A limitation of the work presented here is that the short boosting interval BCG prime–MVA85A boost trial and the long boosting interval trial previously published were not performed as a single study. In comparing results between trials, the power to detect any differences may be small, particularly given the small sample sizes used in these Phase I studies. However we believe the promising immunogenicity in the short boosting interval trial presented here justifies the further evaluation of this vaccine in efficacy trials as discussed below.
In the absence of a pre-defined immunological correlate of protection, the key question when developing a new TB vaccine is whether such significantly enhanced immune responses seen after the MVA85A boost in both the short and long interval boosting studies are accompanied by an improvement in protective efficacy. This question can only be addressed in large scale efficacy trials. Such trials will need to be conducted in a high incidence population, to obtain efficacy data within a realistic time frame. Even so, these trials are likely to require approximately 10000 subjects and will also require follow-up periods of up to 2 years. A key question when considering the deployment of a new TB vaccine designed to boost BCG is when to administer the boost. One option is to boost in infancy at about 4–6 months of age, and ideally this boost would coincide with an existing EPI schedule vaccine visit, providing no interference occurred between new and existing vaccines. Another potentially useful time to boost BCG is in early adolescence, just before the rise in incidence of TB disease that occurs in adolescence and young adults.
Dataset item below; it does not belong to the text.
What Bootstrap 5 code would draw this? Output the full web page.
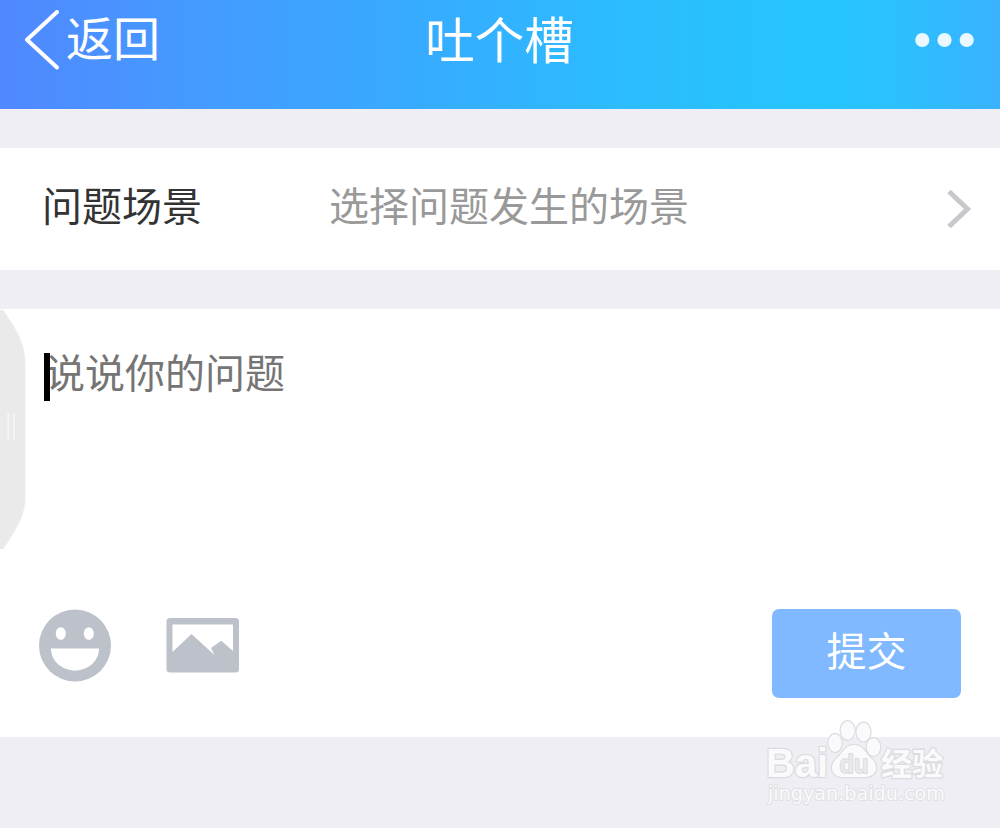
<!DOCTYPE html>
<html lang="zh-CN">
<head>
  <meta charset="UTF-8">
  <title>吐个槽</title>
  <meta name="viewport" content="width=device-width, initial-scale=1" />
  <!-- Bootstrap CSS -->
  <link rel="stylesheet" href="https://cdn.jsdelivr.net/npm/bootstrap@5.3.0/dist/css/bootstrap.min.css">
  <style>
    body {
      background-color: #efeef4;
      font-family: "Noto Sans CJK SC", sans-serif;
      font-size: 40px;
      line-height: 60px;
      min-height: 828px;
      overflow: hidden;
    }
    .topbar {
      height: 109px;
      padding: 10px 25px 39px 24px;
      color: #fff;
      background: linear-gradient(90deg, #5088ff 0%, #4698ff 17%, #38aaff 40%, #2cbcff 62%, #25c5ff 82%, #2bc1ff 89%, #3ab2ff 100%);
    }
    .back-link {
      font-size: 47px;
      line-height: 51px;
      gap: 6px;
    }
    .topbar-title {
      font-size: 49.5px;
      line-height: 55px;
    }
    .scene-row {
      height: 122px;
      margin-top: 39px;
      padding: 0 28px 0 42px;
      color: #333;
    }
    .scene-label { width: 287px; padding-bottom: 11px; }
    .scene-value { color: #999; padding-bottom: 11px; }
    .feedback-box {
      height: 428px;
      margin-top: 39px;
      padding: 32px 39px 39px;
    }
    .feedback-text { color: #757575; padding-left: 6px; }
    .caret {
      left: 5px;
      top: 12px;
      width: 6px;
      height: 48px;
      background: #000;
    }
    .btn-submit {
      width: 189px;
      height: 89px;
      padding: 0 0 10px;
      border: 0;
      border-radius: 7px;
      font-size: 40px;
      color: #fff;
      background-color: #80b9ff;
    }
    .side-handle { left: 0; top: 0; }
    .watermark { left: 760px; top: 715px; }
  </style>
</head>
<body class="position-relative">

<!-- Top bar -->
<nav class="topbar row g-0 align-items-start">
  <div class="col d-flex align-items-start back-link">
    <svg width="36" height="60" viewBox="0 0 36 60" fill="none" stroke="#fff" stroke-width="4" stroke-linecap="round" stroke-linejoin="round"><path d="M33 2 L3 29.7 L33 57.5"/></svg>
    <span>返回</span>
  </div>
  <div class="col-auto topbar-title">吐个槽</div>
  <div class="col text-end d-flex justify-content-end">
    <svg width="60" height="60" viewBox="0 0 60 60" fill="#ebf8ff"><circle cx="7.3" cy="30" r="7.1"/><circle cx="29.5" cy="30" r="7.1"/><circle cx="51.7" cy="30" r="7.1"/></svg>
  </div>
</nav>

<!-- Scene picker -->
<div class="scene-row bg-white d-flex align-items-center">
  <div class="scene-label">问题场景</div>
  <div class="scene-value flex-grow-1">选择问题发生的场景</div>
  <svg width="25" height="40" viewBox="0 0 25 40" fill="none" stroke="#c7c7cc" stroke-width="5"><path d="M2 2.5 L20.5 20 L2 37.5"/></svg>
</div>

<!-- Feedback form -->
<div class="feedback-box bg-white d-flex flex-column justify-content-between position-relative">
  <svg class="side-handle position-absolute" width="32" height="242" viewBox="0 0 32 242">
    <path d="M0 2 H4 C14 17 26 32 26 54 V188 C26 208 15 223 4 240 H0 Z" fill="#f7f7f7"/>
    <path d="M0 1 H3 C13 16 25 32 25 54 V188 C25 208 14 223 3 240 H0 Z" fill="#eaeaea"/>
    <path d="M8.3 104 V131 M14 104 V131" stroke="#f4f4f4" stroke-width="2"/>
  </svg>
  <div class="feedback-text position-relative">
    <span class="caret position-absolute"></span>说说你的问题
  </div>
  <div class="d-flex align-items-start">
    <svg class="me-auto" width="201" height="74" viewBox="0 0 201 74" fill="#bdc2ca">
      <circle cx="36" cy="36.5" r="36"/>
      <ellipse cx="21.8" cy="24.5" rx="5" ry="6.3" fill="#fff"/>
      <ellipse cx="49.8" cy="24.5" rx="5" ry="6.3" fill="#fff"/>
      <path d="M12 39.5 H60 C60 52 49 61.5 36 61.5 C23 61.5 12 52 12 39.5 Z" fill="#fff"/>
      <rect x="127.5" y="9" width="72.5" height="54.5" rx="3.5"/>
      <path d="M133.5 15.5 H194 V42 L182.2 31.8 L172 39 L175.5 46 L152.5 25 L133.5 43 Z" fill="#fff"/>
    </svg>
    <button type="button" class="btn btn-submit">提交</button>
  </div>
</div>

<!-- Watermark -->
<svg class="watermark position-absolute" width="210" height="110" viewBox="0 0 210 110" fill="#fafafc" stroke="#dcdce0" stroke-width="2.6" stroke-linejoin="round" paint-order="stroke" font-family="'Liberation Sans', sans-serif">
  <g stroke-width="2.4">
    <ellipse cx="75" cy="28" rx="6.6" ry="9"/>
    <ellipse cx="87.7" cy="15.5" rx="7" ry="9.3"/>
    <ellipse cx="103.5" cy="17" rx="7" ry="9.3"/>
    <ellipse cx="113.5" cy="32" rx="6.7" ry="8.7"/>
    <path d="M94 30 C103 30 106 39 112 44 C120 52 116 62 105 62 C99 62 89 62 83 62 C71 62 69 51 76 44 C82 39 85 30 94 30 Z"/>
  </g>
  <text x="6" y="61.5" font-size="41" font-weight="700" textLength="62" lengthAdjust="spacingAndGlyphs">Bai</text>
  <text x="79.5" y="57.5" font-size="25" font-weight="700" fill="#e9e9ed" stroke="#d4d4d8" stroke-width="1.5" textLength="29" lengthAdjust="spacingAndGlyphs">du</text>
  <text x="121" y="59.5" font-size="31" font-weight="700" font-family="'Noto Sans CJK SC', sans-serif" textLength="62" lengthAdjust="spacingAndGlyphs">经验</text>
  <text x="8" y="85" font-size="19.5" stroke="#e0e0e4" stroke-width="2" font-family="'DejaVu Sans', sans-serif" textLength="177" lengthAdjust="spacingAndGlyphs">jingyan.baidu.com</text>
</svg>

<!-- Bootstrap JS -->
<script src="https://cdn.jsdelivr.net/npm/bootstrap@5.3.0/dist/js/bootstrap.bundle.min.js"></script>
</body>
</html>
There are two possible efficacy trials which correspond to potential deployment in either infancy or adolescence. Both scenarios have advantages and disadvantages. Boosting in infancy is attractive as there is a well established infrastructure within the EPI for such an additional vaccine. If such a boost were scheduled to coincide with an existing EPI schedule visit, then vaccine take-up would likely be higher. However the major disadvantage with conducting an efficacy trial in infancy (but not necessarily with deployment in this age group once efficacy had been established) is that disease end points can be difficult to define 
. In contrast, boosting in adolescence is an attractive option as disease endpoints are clearly defined and easy to diagnose in this age group. If effective, boosting in adolescence would have a more immediate impact on the mortality and morbidity of this disease than boosting in infancy. A considerable disadvantage of boosting in adolescence is that there is currently no infrastructure for routine vaccination in this age group, particularly in the developing world. However with the recent licensing of a vaccine against human papilloma virus, scheduled to be administered from 9–15 years of age, such an infrastructure is likely to become established in the future 
. Ultimately a prophylactic vaccine against HIV would also be likely to be administered in early adolescence.
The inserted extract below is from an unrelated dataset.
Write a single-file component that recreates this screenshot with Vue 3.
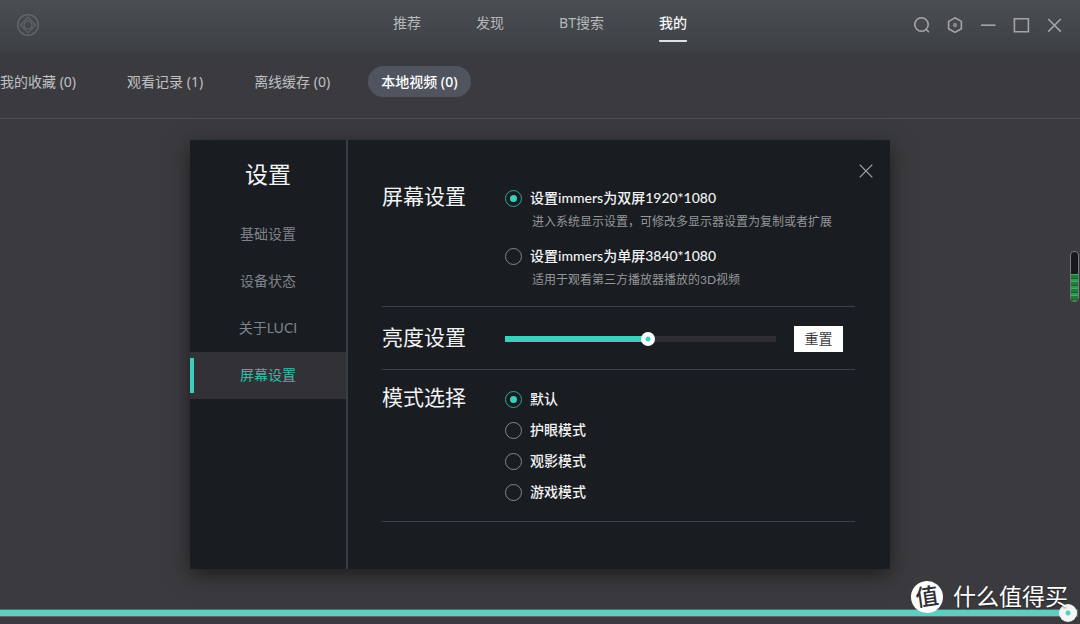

The aim of these comparative Phase I studies was to investigate the effects of boosting BCG soon after vaccination (thus modelling the infant boosting scenario) and boosting many years after BCG vaccination (thus modelling the adolescent scenario).The immunogenicity data presented here suggest that, at least using this immunological readout, both options of boosting in infancy or of boosting in adolescence may be effective. The data presented here supports the further evaluation of this promising candidate vaccine, which is currently in Phase II clinical trials in South Africa.